As of now, only foreign ministers are expected to attend the UNGA. But this could change if Trump extends an invitation to the leaders, according to a Central Asian diplomatic source.
This time, however, he has the opportunity to add Azerbaijan, transforming the format into a C6+1. Baku has already been invited to participate as a full member in Central Asian gatherings, and Washington should build on that momentum.
Azerbaijan is uniquely positioned: close to both Israel and Turkey – two of America’s most important regional partners – it sits astride one of the most important connectivity corridors linking Europe and Asia. Its inclusion would turn the C5+1 into a genuinely trans‑Caspian framework that reflects the emerging realities of Eurasian integration.
The move would also link two major diplomatic achievements of Trump’s second term: the launch of the Trump Route for International Peace and Prosperity (TRIPP), a 43-km strategic transit corridor connecting mainland Azerbaijan to its Nakhchivan exclave through Armenia, and Trump’s elevation of the C5+1 to a White House-level summit. While TRIPP was discussed at the C5+1 meeting in November, bringing Azerbaijan into the next gathering would allow the administration to present itself as the architect of a new Eurasian trade and energy map.
Strategically, a C6+1 format carries significant implications for great-power competition with China.

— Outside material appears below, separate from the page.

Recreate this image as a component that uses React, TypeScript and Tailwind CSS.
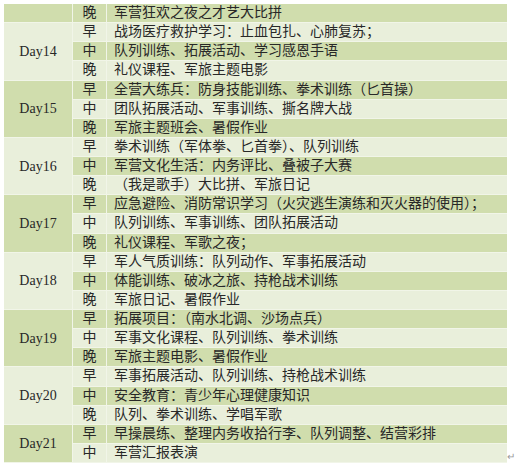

This is because Central Asia is so crucial to Beijing’s grand strategy. In its recently adopted 15th five-year plan, neighborhood diplomacy is listed as the top priority — ahead of relations with major powers or developing countries. Beijing seeks to build a “community with a shared future” with 17 neighboring states, including all five in Central Asia, to “create a favorable external environment” for national rejuvenation, as Foreign Minister Wang Yi has stated.
For China, Central Asia is a vital “hinterland” for energy and resource security, and a buffer against maritime disruptions.
The United States does not need to dominate the Eurasian Heartland or force Central Asian states to choose between Washington and Beijing. It simply needs to ensure that any Chinese westward access runs through a vast landmass of countries that maintain constructive relations with the United States.
A C6+1 format helps shape that environment without confrontation.
A stable Middle Corridor – the energy and trade route running through Central Asia, across the Caspian Sea and through Azerbaijan to Turkey and the Mediterranean – also benefits America’s energy-hungry allies in Asia, such as Japan and South Korea. Both increasingly look to Kazakhstan as an alternative oil supplier as they seek to reduce reliance on the Strait of Hormuz.
Several proposals have emerged for how to follow up on Trump’s engagement with the Central Asian leaders. At the November White House dinner, Uzbekistan’s President Shavkat Mirziyoyev suggested holding the next C5+1 summit in Samarkand, the ancient Silk Road hub, with Trump becoming the first sitting American leader to visit Central Asia. At a seminar in March, Kazakhstan’s Ambassador to the United States, Magzhan Ilyassov, proposed hosting the first C6 and United States Summit in his country’s capital, Astana.
Both would be historic. But a meeting on the sidelines of the U.N. in New York this September would be the true low-hanging fruit.
Furthermore, Kazakhstan, Uzbekistan, and Azerbaijan are all members of Trump’s Board of Peace for Gaza reconstruction and are willing partners of the American leader. Deepening engagement through a C6+1 format reinforces his “peace through connectivity” narrative and adds coherence to the Board of Peace’s purpose.
With Russia to the north, China to the east, and Iran, Afghanistan, Pakistan, and India to the south, the greater Central Asia region is emerging as the next frontline of great power competition – especially as countries seek alternatives to vulnerable maritime energy routes, a trend underscored by the severe disruption of shipping through the Strait of Hormuz.
By strengthening trans-Caspian links through a C6+1 framework and building on initiatives like TRIPP, the United States can help the region diversify its partnerships and reduce over-reliance on any single power, advancing stability through expanded economic options rather than confrontation.
The United States should use TRIPP as a springboard to pivot toward this critical region. A C6+1 summit at UNGA would be the simplest, most strategic way to begin. This is America leading through deals, not dominance — turning geography into opportunity.